*Dataset extract*.
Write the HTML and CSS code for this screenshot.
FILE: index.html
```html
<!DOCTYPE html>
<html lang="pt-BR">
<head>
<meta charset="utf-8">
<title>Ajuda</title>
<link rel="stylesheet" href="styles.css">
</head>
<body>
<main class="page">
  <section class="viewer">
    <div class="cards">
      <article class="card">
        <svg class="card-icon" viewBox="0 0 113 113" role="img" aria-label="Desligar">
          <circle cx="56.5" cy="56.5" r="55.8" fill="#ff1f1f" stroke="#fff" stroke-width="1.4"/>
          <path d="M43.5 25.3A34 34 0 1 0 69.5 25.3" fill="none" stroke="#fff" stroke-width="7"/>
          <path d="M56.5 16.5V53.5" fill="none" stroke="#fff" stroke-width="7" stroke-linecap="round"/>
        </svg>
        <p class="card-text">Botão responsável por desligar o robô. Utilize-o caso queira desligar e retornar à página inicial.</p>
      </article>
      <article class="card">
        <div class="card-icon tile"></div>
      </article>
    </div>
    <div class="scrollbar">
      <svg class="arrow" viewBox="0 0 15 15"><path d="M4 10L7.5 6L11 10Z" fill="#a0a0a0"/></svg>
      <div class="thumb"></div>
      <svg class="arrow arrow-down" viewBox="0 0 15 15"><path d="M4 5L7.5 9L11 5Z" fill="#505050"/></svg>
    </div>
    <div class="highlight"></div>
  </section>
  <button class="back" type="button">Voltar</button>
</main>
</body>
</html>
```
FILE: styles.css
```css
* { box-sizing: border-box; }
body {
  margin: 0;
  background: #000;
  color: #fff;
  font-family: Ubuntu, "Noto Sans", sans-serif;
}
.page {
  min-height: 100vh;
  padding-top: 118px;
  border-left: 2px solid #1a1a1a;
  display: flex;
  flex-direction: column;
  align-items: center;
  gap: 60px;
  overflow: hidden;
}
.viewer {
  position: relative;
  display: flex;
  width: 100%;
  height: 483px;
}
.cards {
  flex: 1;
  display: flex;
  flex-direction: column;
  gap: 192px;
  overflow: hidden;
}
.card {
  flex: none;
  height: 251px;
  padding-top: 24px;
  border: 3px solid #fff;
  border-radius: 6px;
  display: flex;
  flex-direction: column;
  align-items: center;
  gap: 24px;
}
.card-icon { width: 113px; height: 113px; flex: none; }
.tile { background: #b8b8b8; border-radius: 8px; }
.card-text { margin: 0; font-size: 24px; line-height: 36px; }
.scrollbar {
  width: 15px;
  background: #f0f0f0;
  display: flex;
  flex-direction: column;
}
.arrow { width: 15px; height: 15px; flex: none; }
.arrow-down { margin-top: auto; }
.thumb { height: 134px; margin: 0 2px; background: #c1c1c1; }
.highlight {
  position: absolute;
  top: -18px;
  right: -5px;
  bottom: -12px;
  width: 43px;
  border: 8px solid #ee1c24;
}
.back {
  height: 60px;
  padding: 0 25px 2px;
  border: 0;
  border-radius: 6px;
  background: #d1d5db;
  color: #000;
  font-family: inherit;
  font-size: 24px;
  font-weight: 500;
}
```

*Task statement*. Take the listing above and write it out again exactly.

*Output for this exercise*.
Write the HTML and CSS code for this screenshot.
FILE: index.html
```html
<!DOCTYPE html>
<html lang="pt-BR">
<head>
<meta charset="utf-8">
<title>Ajuda</title>
<link rel="stylesheet" href="styles.css">
</head>
<body>
<main class="page">
  <section class="viewer">
    <div class="cards">
      <article class="card">
        <svg class="card-icon" viewBox="0 0 113 113" role="img" aria-label="Desligar">
          <circle cx="56.5" cy="56.5" r="55.8" fill="#ff1f1f" stroke="#fff" stroke-width="1.4"/>
          <path d="M43.5 25.3A34 34 0 1 0 69.5 25.3" fill="none" stroke="#fff" stroke-width="7"/>
          <path d="M56.5 16.5V53.5" fill="none" stroke="#fff" stroke-width="7" stroke-linecap="round"/>
        </svg>
        <p class="card-text">Botão responsável por desligar o robô. Utilize-o caso queira desligar e retornar à página inicial.</p>
      </article>
      <article class="card">
        <div class="card-icon tile"></div>
      </article>
    </div>
    <div class="scrollbar">
      <svg class="arrow" viewBox="0 0 15 15"><path d="M4 10L7.5 6L11 10Z" fill="#a0a0a0"/></svg>
      <div class="thumb"></div>
      <svg class="arrow arrow-down" viewBox="0 0 15 15"><path d="M4 5L7.5 9L11 5Z" fill="#505050"/></svg>
    </div>
    <div class="highlight"></div>
  </section>
  <button class="back" type="button">Voltar</button>
</main>
</body>
</html>
```
FILE: styles.css
```css
* { box-sizing: border-box; }
body {
  margin: 0;
  background: #000;
  color: #fff;
  font-family: Ubuntu, "Noto Sans", sans-serif;
}
.page {
  min-height: 100vh;
  padding-top: 118px;
  border-left: 2px solid #1a1a1a;
  display: flex;
  flex-direction: column;
  align-items: center;
  gap: 60px;
  overflow: hidden;
}
.viewer {
  position: relative;
  display: flex;
  width: 100%;
  height: 483px;
}
.cards {
  flex: 1;
  display: flex;
  flex-direction: column;
  gap: 192px;
  overflow: hidden;
}
.card {
  flex: none;
  height: 251px;
  padding-top: 24px;
  border: 3px solid #fff;
  border-radius: 6px;
  display: flex;
  flex-direction: column;
  align-items: center;
  gap: 24px;
}
.card-icon { width: 113px; height: 113px; flex: none; }
.tile { background: #b8b8b8; border-radius: 8px; }
.card-text { margin: 0; font-size: 24px; line-height: 36px; }
.scrollbar {
  width: 15px;
  background: #f0f0f0;
  display: flex;
  flex-direction: column;
}
.arrow { width: 15px; height: 15px; flex: none; }
.arrow-down { margin-top: auto; }
.thumb { height: 134px; margin: 0 2px; background: #c1c1c1; }
.highlight {
  position: absolute;
  top: -18px;
  right: -5px;
  bottom: -12px;
  width: 43px;
  border: 8px solid #ee1c24;
}
.back {
  height: 60px;
  padding: 0 25px 2px;
  border: 0;
  border-radius: 6px;
  background: #d1d5db;
  color: #000;
  font-family: inherit;
  font-size: 24px;
  font-weight: 500;
}
```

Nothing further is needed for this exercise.